Q: How can I set the title for a tagged PDF document using Aspose.PDF for .NET?

A: The tutorial includes C# source code examples that illustrate how to set the title for a tagged PDF document using Aspose.PDF for .NET.

Q: What does the process of moving elements within a PDF document involve?

A: Moving elements within a PDF document involves changing the parent element of a particular element. In this tutorial, you’ll learn how to move a Span element into a specified Paragraph element within a table.

Q: How do I save the modified PDF document after adding tags and making edits to images?

A: Once you’ve added tags, assigned alternative text, set bounding boxes, and made edits to the PDF document, you can use the provided C# source code examples to save the modified PDF document using the Save() method.

Q: What is the purpose of the sample source code provided in the tutorial?

A: The sample source code serves as a practical reference for implementing image tagging and manipulation using Aspose.PDF for .NET. You can use this code as a starting point and modify it to suit your specific requirements.

Q: Can I apply these techniques to other types of elements in a PDF document, not just images?

A: Yes, the techniques demonstrated in this tutorial can be adapted to work with various types of elements within a PDF document.
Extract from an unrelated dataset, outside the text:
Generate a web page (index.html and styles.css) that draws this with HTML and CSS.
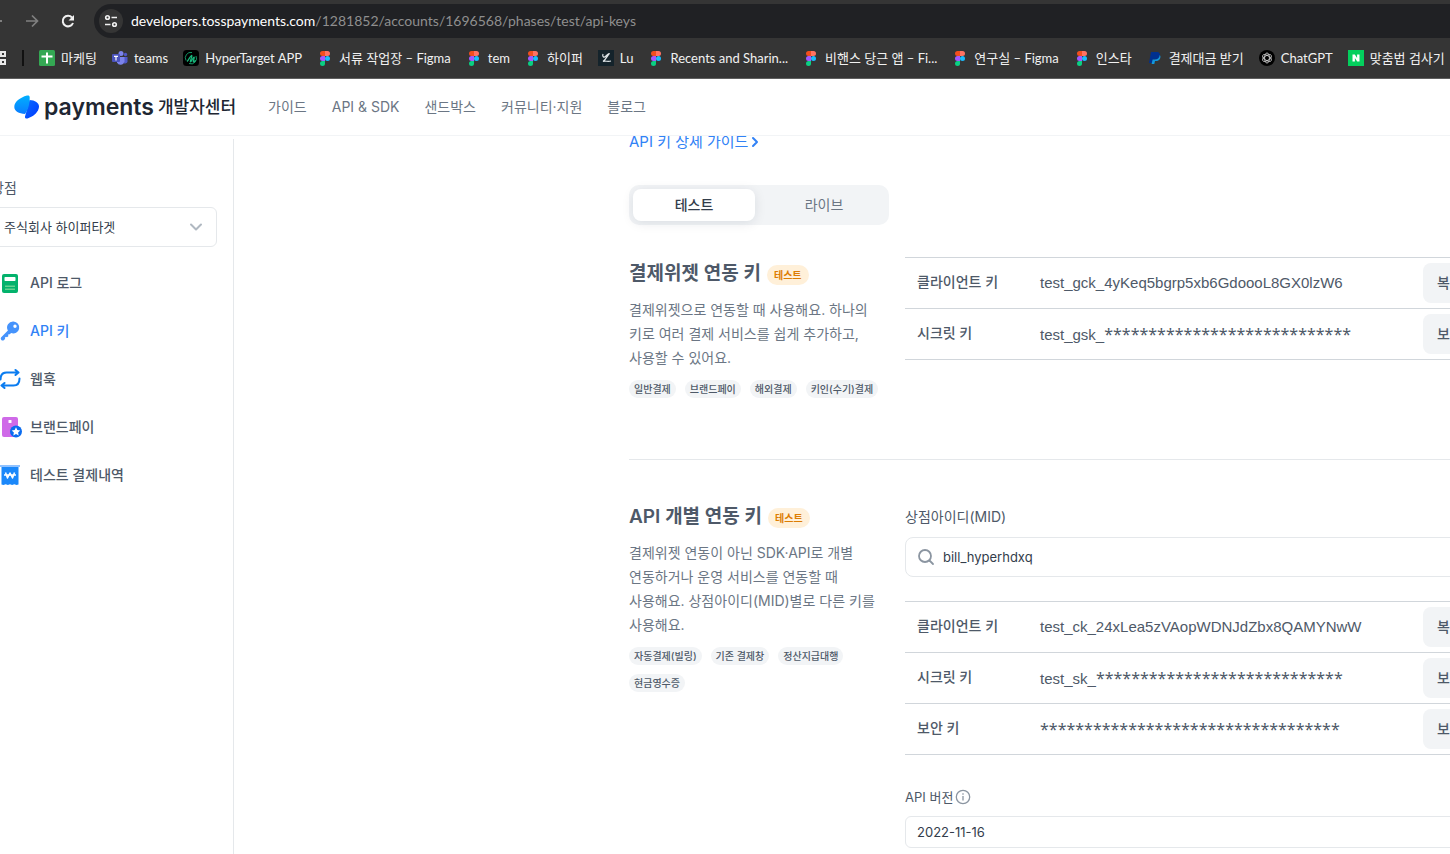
FILE: index.html
```html
<!DOCTYPE html>
<html lang="ko">
<head>
    <meta charset="UTF-8">
    <meta name="viewport" content="width=device-width, initial-scale=1.0">
    <title>API 키 | 토스페이먼츠 개발자센터</title>
    <link rel="stylesheet" href="styles.css">
</head>
<body>
    <svg width="0" height="0" class="sprite" aria-hidden="true">
        <symbol id="figma" viewBox="0 0 16 16">
            <path fill="#f24e1e" d="M5.500 1H8v5H5.500a2.500 2.500 0 0 1 0-5z"/>
            <path fill="#ff7262" d="M8 1h2.500a2.500 2.500 0 0 1 0 5H8z"/>
            <path fill="#a259ff" d="M5.500 6H8v5H5.500a2.500 2.500 0 0 1 0-5z"/>
            <circle fill="#1abcfe" cx="10.500" cy="8.500" r="2.500"/>
            <path fill="#0acf83" d="M5.500 11H8v2.500A2.500 2.500 0 1 1 5.500 11z"/>
        </symbol>
    </svg>

    <div class="browser">
        <div class="toolbar">
            <button class="tool-button back" aria-label="뒤로">
                <svg width="16" height="16" viewBox="0 0 16 16" fill="none" stroke="#808080" stroke-width="2"><path d="M14 8H3M8 3L3 8l5 5"/></svg>
            </button>
            <button class="tool-button" aria-label="앞으로">
                <svg width="16" height="16" viewBox="0 0 16 16" fill="none" stroke="#808080" stroke-width="1.700"><path d="M2 8h11M8 2.500L13.500 8 8 13.500"/></svg>
            </button>
            <button class="tool-button" aria-label="새로고침">
                <svg width="16" height="16" viewBox="0 0 16 16" fill="none" stroke="#f1f1f1" stroke-width="2"><path d="M13 10a5.300 5.300 0 1 1-1-5.500"/><path fill="#f1f1f1" stroke="none" d="M14 2v5.500H8.500z"/></svg>
            </button>
            <div class="address">
                <button class="site-info" aria-label="사이트 정보">
                    <svg width="14" height="14" viewBox="0 0 14 14" fill="none" stroke="#f1f1f1" stroke-width="1.600"><circle cx="3.500" cy="3.500" r="1.800"/><path d="M7.500 3.500H13M1 10.500h5.500"/><circle cx="10.500" cy="10.500" r="1.800"/></svg>
                </button>
                <span class="url">developers.tosspayments.com<span class="url-path">/1281852/accounts/1696568/phases/test/api-keys</span></span>
            </div>
        </div>
        <nav class="bookmarks" aria-label="북마크">
            <button class="apps" aria-label="앱">
                <svg width="16" height="16" viewBox="0 0 16 16" fill="none" stroke="#e8e8e8" stroke-width="2"><path d="M3 2h4v4H3zM10 2h4v4h-4zM3 10h4v4H3zM10 10h4v4h-4z"/></svg>
            </button>
            <span class="bar"></span>
            <a href="#"><svg viewBox="0 0 16 16"><rect width="16" height="16" rx="1.500" fill="#34a853"/><path stroke="#fff" stroke-width="2" d="M2.500 6.500h11M8 2.500v11"/></svg>마케팅</a>
            <a href="#"><svg viewBox="0 0 16 16"><circle cx="9" cy="3.500" r="2.500" fill="#7b83eb"/><circle cx="13.500" cy="4.500" r="1.700" fill="#5059c9"/><path fill="#5059c9" d="M11 7h4.500v4.500a2.500 2.500 0 0 1-4 1.500z"/><path fill="#7b83eb" d="M5 7h7.500v4.500a4 4 0 0 1-7.500 1z"/><rect y="4" width="8" height="8" rx="1" fill="#4b53bc"/><path d="M2 6.300h4M4 6.300V10.500" stroke="#fff" stroke-width="1.200"/></svg>teams</a>
            <a href="#"><svg viewBox="0 0 16 16"><rect width="16" height="16" rx="3.500" fill="#000"/><g fill="none" stroke="#18b87c"><path d="M3 10.500A5.500 5.500 0 0 1 9 2.500M13 6a5.500 5.500 0 0 1-7 7.500" stroke-width=".8"/><path d="M4 11.500C6 10 7 6 8.500 5.500S6.500 12 7.500 12 10 7 11 7s-1.500 5-.5 5 1.500-1 2-2" stroke-width="1.200"/></g></svg>HyperTarget APP</a>
            <a href="#"><svg><use href="#figma"/></svg>서류 작업장 – Figma</a>
            <a href="#"><svg><use href="#figma"/></svg>tem</a>
            <a href="#"><svg><use href="#figma"/></svg>하이퍼</a>
            <a href="#"><svg viewBox="0 0 16 16"><rect width="16" height="16" fill="#14232b"/><path fill="none" stroke="#dfe5e8" stroke-width="1.200" d="M5 4c-1 3 1 4 3 2s4-3 3-2-3 5-6 7.500c2-1 5 .5 8-.5"/></svg>Lu</a>
            <a href="#"><svg><use href="#figma"/></svg>Recents and Sharin...</a>
            <a href="#"><svg><use href="#figma"/></svg>비핸스 당근 앱 – Fi...</a>
            <a href="#"><svg><use href="#figma"/></svg>연구실 – Figma</a>
            <a href="#"><svg><use href="#figma"/></svg>인스타</a>
            <a href="#"><svg viewBox="0 0 16 16"><path fill="#00308f" d="M4 2h5.500c3 0 4 2 3.300 4.200C12 8.700 10 9.500 7.500 9.500H6L5.200 13H2z"/><path fill="#1296dc" d="M12.700 5c1 .9.900 2.500.3 3.700-.7 1.600-2.300 2.300-4.500 2.300H8L7.300 14H4.600l1-4.500h2C10.500 9.500 12.500 8 12.700 5z"/></svg>결제대금 받기</a>
            <a href="#"><svg viewBox="0 0 16 16"><circle cx="8" cy="8" r="8" fill="#000"/><g fill="none" stroke="#d8d8d8" stroke-width=".8"><ellipse cx="8" cy="8" rx="2.400" ry="5"/><ellipse cx="8" cy="8" rx="2.400" ry="5" transform="rotate(60 8 8)"/><ellipse cx="8" cy="8" rx="2.400" ry="5" transform="rotate(120 8 8)"/></g></svg>ChatGPT</a>
            <a href="#"><svg viewBox="0 0 16 16"><rect width="16" height="16" fill="#03cf5d"/><path fill="#fff" d="M4.500 4.500h2.300l2.300 3.400V4.500h2.400v7H9.200L6.900 8.100v3.400H4.500z"/></svg>맞춤법 검사기</a>
        </nav>
    </div>

    <header class="site-header">
        <a href="#" class="logo">
            <svg width="26" height="24" viewBox="0 0 26 24">
                <defs>
                    <linearGradient id="logoLeft" x1="0" y1="0" x2="0" y2="1"><stop offset="0" stop-color="#00b0ff"/><stop offset="1" stop-color="#0a7cff"/></linearGradient>
                    <linearGradient id="logoRight" x1="0" y1="0" x2="1" y2="1"><stop offset="0" stop-color="#0a6cff"/><stop offset="1" stop-color="#0038ff"/></linearGradient>
                </defs>
                <path fill="url(#logoRight)" d="M15.500 5C21 5 25 8 25 11.500c0 5-5.500 10-11.500 12-1.700.4-2.700-.4-2.500-2z"/>
                <path fill="url(#logoLeft)" d="M13 .6c1.500-.5 2.700.1 2.700 1.700 0 6-1.200 12.200-4.700 16.700C5 18.700.3 16 .3 12 .3 7 6 2.500 13 .6z"/>
            </svg>
            <span class="logo-name">payments</span>
            <span class="logo-sub">개발자센터</span>
        </a>
        <nav class="site-nav">
            <a href="#">가이드</a>
            <a href="#">API &amp; SDK</a>
            <a href="#">샌드박스</a>
            <a href="#">커뮤니티·지원</a>
            <a href="#">블로그</a>
        </nav>
    </header>

    <div class="layout">
        <aside class="sidebar">
            <label class="store-label" for="store">상점</label>
            <div class="select-box">
                <select id="store" class="store-select">
                    <option>주식회사 하이퍼타겟</option>
                </select>
                <svg class="chevron" width="14" height="14" viewBox="0 0 14 14" fill="none" stroke="#b0b8c1" stroke-width="2" stroke-linecap="round" stroke-linejoin="round"><path d="M2 4.500l5 5 5-5"/></svg>
            </div>
            <nav class="menu">
                <a href="#">
                    <svg viewBox="0 0 20 20"><rect x="2" y="1" width="16" height="19" rx="2" fill="#03b26c"/><rect x="4.500" y="4" width="11" height="4" rx=".8" fill="#fff"/><path fill="#66d28f" d="M5 12.500h10V14H5zM5 15.500h10V17H5z"/></svg>
                    API 로그
                </a>
                <a href="#" class="active">
                    <svg viewBox="0 0 20 20"><path fill="#4593fc" fill-rule="evenodd" d="M13.500.5a6 6 0 1 1-2.400 11.600L9.500 13.500 9 13l-1 1 .5 1-1.500 1.200-1-.5-1.200 1.100.4 1L3.800 19.200A2 2 0 0 1 1 16.500l6.900-7A6 6 0 0 1 13.500.5zM15 3.500a1.700 1.700 0 1 0 0 3.400 1.700 1.700 0 0 0 0-3.400z"/></svg>
                    API 키
                </a>
                <a href="#">
                    <svg viewBox="0 0 20 20" fill="none" stroke="#0a7cf0" stroke-width="2" stroke-linecap="round" stroke-linejoin="round"><path d="M.5 10.500C.5 6 3 3.500 6.500 3.500H18M15.500 1l3 2.500-3 2.500M19.500 9.500c0 4.500-2.500 7-6 7H2M4.500 14l-3 2.500 3 2.500"/></svg>
                    웹훅
                </a>
                <a href="#">
                    <svg viewBox="0 0 20 20"><rect x="2" y="0" width="16" height="20" rx="2" fill="#cf6ae8"/><rect x="8.500" y="3" width="3" height="3" rx=".5" fill="#fff"/><circle cx="16" cy="14.500" r="6" fill="#0a6cf0"/><path fill="#fff" d="M16 10.200l1.300 2.800 3 .4-2.200 2.100.6 3L16 17l-2.700 1.500.6-3-2.200-2.100 3-.4z"/></svg>
                    브랜드페이
                </a>
                <a href="#">
                    <svg viewBox="0 0 20 20"><path fill="#1b88fa" d="M1.500 1h17v18.500l-2 .5-2.200-.8-2.200.8-2.100-.8-2.100.8-2.200-.8-2.200.8-2-.5z"/><path fill="#90c2ff" d="M0 0h20v2H0z"/><path fill="none" stroke="#fff" stroke-width="1.500" stroke-linejoin="round" d="M5.500 7.500l2 5.500L10 8l2.500 5 2-5.500M4 10h12"/></svg>
                    테스트 결제내역
                </a>
            </nav>
        </aside>

        <main class="content">
            <a href="#" class="guide-link">API 키 상세 가이드
                <svg width="8" height="12" viewBox="0 0 8 12" fill="none" stroke="#3182f6" stroke-width="2" stroke-linecap="round" stroke-linejoin="round"><path d="M2 2l4 4-4 4"/></svg>
            </a>
            <div class="tabs">
                <button class="tab selected">테스트</button>
                <button class="tab">라이브</button>
            </div>

            <section class="key-section">
                <div class="intro">
                    <h2>결제위젯 연동 키 <span class="badge">테스트</span></h2>
                    <p>결제위젯으로 연동할 때 사용해요. 하나의 키로 여러 결제 서비스를 쉽게 추가하고, 사용할 수 있어요.</p>
                    <ul class="tags">
                        <li>일반결제</li>
                        <li>브랜드페이</li>
                        <li>해외결제</li>
                        <li>키인(수기)결제</li>
                    </ul>
                </div>
                <div class="keys">
                    <table class="key-table">
                        <tr><th scope="row">클라이언트 키</th><td>test_gck_4yKeq5bgrp5xb6GdoooL8GX0lzW6</td><td class="action"><button>복사</button></td></tr>
                        <tr><th scope="row">시크릿 키</th><td>test_gsk_<span class="mask">****************************</span></td><td class="action"><button>보기</button></td></tr>
                    </table>
                </div>
            </section>

            <section class="key-section">
                <div class="intro">
                    <h2>API 개별 연동 키 <span class="badge">테스트</span></h2>
                    <p>결제위젯 연동이 아닌 SDK·API로 개별 연동하거나 운영 서비스를 연동할 때 사용해요. 상점아이디(MID)별로 다른 키를 사용해요.</p>
                    <ul class="tags">
                        <li>자동결제(빌링)</li>
                        <li>기존 결제창</li>
                        <li>정산지급대행</li>
                        <li>현금영수증</li>
                    </ul>
                </div>
                <div class="keys">
                    <label class="mid-label" for="mid">상점아이디(MID)</label>
                    <div class="search">
                        <svg width="18" height="18" viewBox="0 0 18 18" fill="none" stroke="#8b95a1" stroke-width="1.800" stroke-linecap="round"><circle cx="8" cy="8" r="6"/><path d="M12.500 12.500l3.500 3.500"/></svg>
                        <input type="text" id="mid" value="bill_hyperhdxq">
                    </div>
                    <table class="key-table">
                        <tr><th scope="row">클라이언트 키</th><td>test_ck_24xLea5zVAopWDNJdZbx8QAMYNwW</td><td class="action"><button>복사</button></td></tr>
                        <tr><th scope="row">시크릿 키</th><td>test_sk_<span class="mask">****************************</span></td><td class="action"><button>보기</button></td></tr>
                        <tr><th scope="row">보안 키</th><td><span class="mask">**********************************</span></td><td class="action"><button>보기</button></td></tr>
                    </table>
                    <label class="version-label" for="version">API 버전
                        <svg width="16" height="16" viewBox="0 0 16 16" fill="none" stroke="#8b95a1" stroke-width="1.300"><circle cx="8" cy="8" r="6.700"/><path d="M8 7v4.500M8 4.300v1.500"/></svg>
                    </label>
                    <select id="version" class="version-select">
                        <option>2022-11-16</option>
                    </select>
                </div>
            </section>
        </main>
    </div>
</body>
</html>
```
FILE: styles.css
```css
* {
    box-sizing: border-box;
}

body {
    margin: 0;
    height: 100vh;
    display: flex;
    flex-direction: column;
    overflow: hidden;
    background: #fff;
    color: #4e5968;
    font-family: Inter, "Noto Sans CJK KR", sans-serif;
    font-size: 14px;
    line-height: 24px;
    word-break: keep-all;
}

a {
    color: inherit;
    text-decoration: none;
}

button,
input,
select {
    font: inherit;
    color: inherit;
    border: none;
    background: none;
    padding: 0;
    margin: 0;
}

button {
    cursor: pointer;
}

.sprite {
    position: absolute;
}

/* browser bar */
.browser {
    flex: none;
    background: #353535;
    border-bottom: 1px solid #5f5f5f;
    color: #f1f1f1;
    font-family: Lato, "Noto Sans CJK KR", sans-serif;
    overflow: hidden;
}

.toolbar {
    display: flex;
    align-items: center;
    gap: 20px;
    padding: 4px 0 0;
    margin-left: -12px;
}

.tool-button {
    display: flex;
}

.address {
    flex: 1;
    display: flex;
    align-items: center;
    gap: 8px;
    height: 34px;
    padding-left: 5px;
    margin: 0 -20px 0 -2px;
    border-radius: 17px;
    background: #202124;
}

.site-info {
    display: flex;
    align-items: center;
    justify-content: center;
    width: 24px;
    height: 24px;
    border-radius: 50%;
    background: #353535;
}

.url {
    font-size: 14px;
    color: #fff;
    white-space: nowrap;
}

.url-path {
    color: #8f8f8f;
}

.bookmarks {
    display: flex;
    align-items: center;
    gap: 15px;
    height: 40px;
    margin-left: -9px;
    font-size: 13px;
}

.bookmarks a {
    display: flex;
    align-items: center;
    gap: 6px;
    flex: none;
    white-space: nowrap;
}

.bookmarks a svg {
    width: 16px;
    height: 16px;
}

.apps {
    display: flex;
}

.bar {
    width: 2px;
    height: 16px;
    background: #111;
}

/* site header */
.site-header {
    flex: none;
    display: flex;
    align-items: center;
    gap: 32px;
    height: 57px;
    padding-left: 14px;
    border-bottom: 1px solid #f2f4f6;
}

.logo {
    display: flex;
    align-items: center;
    gap: 4px;
    color: #202632;
}

.logo-name {
    font-size: 23px;
    font-weight: 600;
}

.logo-sub {
    font-size: 17px;
    font-weight: 500;
}

.site-nav {
    display: flex;
    gap: 25px;
    color: #6b7684;
}

/* page */
.layout {
    flex: 1;
    min-height: 0;
    display: flex;
    overflow: hidden;
}

.sidebar {
    flex: none;
    width: 243px;
    margin: 3px 0 0 -9px;
    padding: 37px 16px 0 0;
    border-right: 1px solid #e5e8eb;
}

.store-label {
    display: block;
    margin-bottom: 7px;
}

.select-box {
    position: relative;
}

.store-select {
    appearance: none;
    width: 100%;
    height: 40px;
    padding: 0 12px;
    border: 1px solid #e5e8eb;
    border-radius: 6px;
    font-size: 13px;
    color: #333d4b;
}

.chevron {
    position: absolute;
    right: 14px;
    top: 13px;
    pointer-events: none;
}

.menu {
    display: flex;
    flex-direction: column;
    gap: 24px;
    margin-top: 24px;
    padding-left: 9px;
    font-weight: 500;
}

.menu a {
    display: flex;
    align-items: center;
    gap: 10px;
}

.menu svg {
    width: 20px;
    height: 20px;
    overflow: visible;
}

.active {
    color: #3182f6;
}

.content {
    flex: 1;
    min-width: 0;
    padding-left: 395px;
    overflow: hidden;
}

.guide-link {
    display: flex;
    align-items: center;
    gap: 3px;
    margin-top: -6px;
    color: #3182f6;
    font-size: 15px;
}

.tabs {
    display: flex;
    width: 260px;
    height: 40px;
    margin: 31px 0 32px;
    padding: 4px;
    gap: 8px;
    border-radius: 10px;
    background: #f2f4f6;
}

.tab {
    flex: 1;
    border-radius: 8px;
    color: #6b7684;
}

.tab.selected {
    background: #fff;
    box-shadow: 0 2px 12px rgba(0, 27, 55, 0.1);
    color: #333d4b;
    font-weight: 500;
}

.key-section {
    display: grid;
    grid-template-columns: 260px 600px;
    gap: 16px;
    padding-bottom: 61px;
}

.key-section + .key-section {
    width: 876px;
    border-top: 1px solid #e5e8eb;
    padding-top: 40px;
}

h2 {
    display: flex;
    align-items: center;
    gap: 6px;
    margin: 0 0 7px;
    font-size: 19px;
    font-weight: 600;
    line-height: 34px;
}

.badge {
    margin-top: 2px;
    padding: 0 7px;
    border-radius: 10px;
    background: #fff0d9;
    color: #dd7d02;
    font-size: 10px;
    font-weight: 600;
    line-height: 20px;
}

.intro p {
    margin: 0 0 10px;
    color: #6b7684;
}

.tags {
    display: flex;
    flex-wrap: wrap;
    gap: 9px;
    margin: 0;
    padding: 0;
    list-style: none;
}

.tags li {
    padding: 0 5px;
    border-radius: 9px;
    background: #f2f4f6;
    font-size: 10px;
    font-weight: 500;
    line-height: 18px;
}

.key-table {
    width: 100%;
    border-collapse: collapse;
    table-layout: fixed;
}

.key-table tr {
    height: 51px;
    border-top: 1px solid #d1d6db;
    border-bottom: 1px solid #d1d6db;
}

.key-table th {
    width: 135px;
    padding: 0 0 3px 12px;
    text-align: left;
    font-weight: 500;
}

.key-table td {
    padding: 0;
    font-family: "Liberation Sans", "Noto Sans CJK KR", sans-serif;
    font-size: 15px;
}

.key-table .action {
    width: 82px;
}

.action button {
    display: block;
    height: 40px;
    padding: 0 14px;
    border-radius: 8px;
    background: #f2f4f6;
    font-size: 14px;
    font-weight: 500;
}

.mask {
    font-family: "Noto Sans", sans-serif;
    font-size: 16px;
}

.mid-label {
    display: block;
    margin: 5px 0 8px;
}

.search {
    display: flex;
    align-items: center;
    gap: 8px;
    height: 40px;
    margin-bottom: 24px;
    padding: 0 11px;
    border: 1px solid #e5e8eb;
    border-radius: 8px;
}

.search input {
    flex: 1;
    outline: none;
    color: #333d4b;
    font-size: 13px;
}

.version-label {
    display: flex;
    align-items: center;
    gap: 2px;
    margin: 30px 0 7px;
    font-size: 13px;
}

.version-select {
    appearance: none;
    display: block;
    width: 100%;
    height: 32px;
    padding: 0 11px;
    border: 1px solid #e5e8eb;
    border-radius: 6px;
    font-size: 13px;
    color: #333d4b;
}
```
You can apply similar principles to tag and manipulate other elements such as text, tables, and more.

Q: How can I validate the PDF/UA compliance of the modified PDF document?

A: The tutorial provides C# source code examples that show how to validate the PDF/UA compliance of the modified PDF document by using the Validate() method and generating an XML report.

Q: What other features does Aspose.PDF for .NET offer for working with PDF documents?

A: Aspose.PDF for .NET offers a wide range of features for working with PDF documents, including text manipulation, image insertion, table creation, form field management, digital signatures, annotations, and more. Consult the official documentation and resources for further exploration.